Du solltest froh sein, wenn sie zu Dir kommen. Ich beneide Dich im jede Kröte.

Sie sind fressenUngeziefer, machen keinen Lärm und sch.... nicht auf den Bürgersteig. Achja - sie sind in Deutschland (und soweit ich weiß auch in AUS und CH) ganzjährig geschützt - bestimmt nicht, weil es zuviele davon gibt.

Altes Sprichwort: Eine Kröte im Garten ist wertvoll wie ein Goldstück.

Sorry - nix persönliches, nur meine Meinung.


----------



## Annett (12. Feb. 2008)

*AW: Krötenzaun am Gartenteich*

Hallo Nicky.

Wenn ich mir Deine Bilder vom Teich so ansehen (für alle, die diese jetzt suchen - > hier klicken)) denke ich, Du bringst auch noch ein krötenfreundliches Gewässer auf dem Grundstück unter.
In dieses könntest Du die __ Kröten umleiten. So haben alle was davon.
Ich beneide Dich ebenfalls um sie....

Bedenke bitte, dass diese Amphibien schon vor uns Menschen an Deinem Bauplatz lebten und wir uns moralisch dafür verantwortlich fühlen sollten, dass sie auch nach uns noch auf diesem Planeten weilen. 

Viele Koibesitzer haben natürlich nicht ganz unbegründete Bedenken, __ Frösche/Kröten im Teich zu haben...
http://koipraxis.ch/images/Froschchagoi2.gif
Es gibt noch viel krassere Bilder. Eigentlich auch hier im Forum, aber ich finde sie gerade nicht. 

EDIT: Und hier noch ein passender Thread: https://www.hobby-gartenteich.de/xf/threads/4129
Und noch einer: https://www.hobby-gartenteich.de/xf/threads/13905


----------



## karsten. (12. Feb. 2008)

*AW: Krötenzaun am Gartenteich*

Hallo

Krötenzäune sind aus glattem Kunststoff , (bufo bufo kann klettern)
müssen in die Erde eingegraben werden
und dienen dazu die __ Kröten zu Übergängen (Tunneln) zu leiten oder
in Eimern als "Fallgruben" zu sammeln damit engagierte Tierschützer
sie täglich mehrmals entnehmen und zu den Laichgewässern tragen .....

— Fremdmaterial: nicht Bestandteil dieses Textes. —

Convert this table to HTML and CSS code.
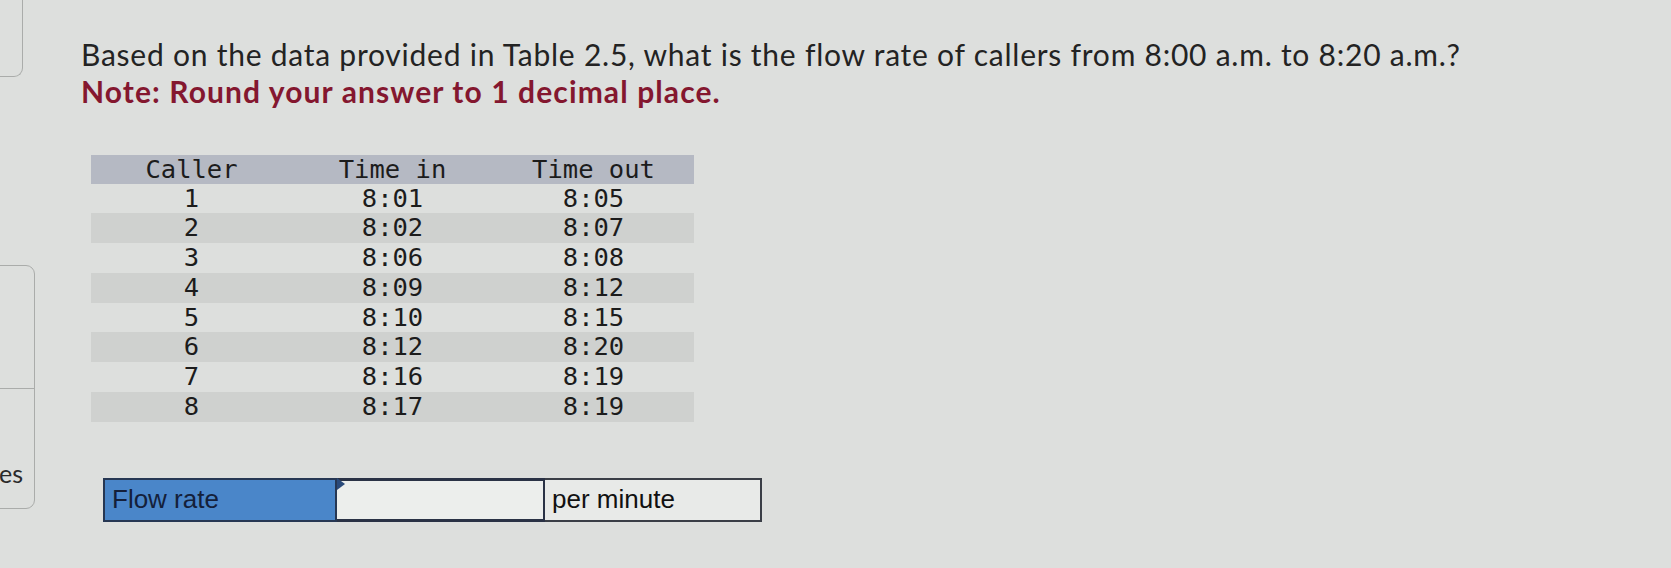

Macht so was Sinn bei Dir ?

die gedankliche Verknüpfung :

.. " eh hier steht ein Zaun , hier sind wir nicht gern gesehen ; lass uns weiter ziehen
und wo anders poppen ..."

traue ich den Kröten eigentlich nicht zu 

Ich freue mich über meine Kröten !  

 



und die singen so schön

 

mfG


----------



## fleur (12. Feb. 2008)

*AW: Krötenzaun am Gartenteich*

Hallo Nicky,

ich kann Annett und den anderen nur zustimmen:  

__ Kröten sind sehr scheue und sensible Tiere, äußerst nützlich und außerdem geschützt.

Gut, sie sehen nicht besonders gut aus, aber das tue ich manchmal morgens auch nicht.

Sie bleiben ja nicht das ganze Jahr in deinem Teich.

Denke daran: *einen Garten zu haben, heißt teilen lernen !*

Nix für ungut
Carin (i.A. von fleur, der alle Tiere mag)


----------



## jochen (12. Feb. 2008)

*AW: Krötenzaun am Gartenteich*

Hallo,



			
				fleur schrieb:
			
		

> Gut, sie sehen nicht besonders gut aus



nana, wer sagt den so was...:shock 

ist die nich süß ?.. 

 

@ Nicky

wenn du dir die Mühe machen möchtest, und du ein geeignetes Biotop findest, würde ich die von Karsten vorgeschlagene Lösung versuchen....

oder besser,

du findest __ Kröten ab jetzt schön...


----------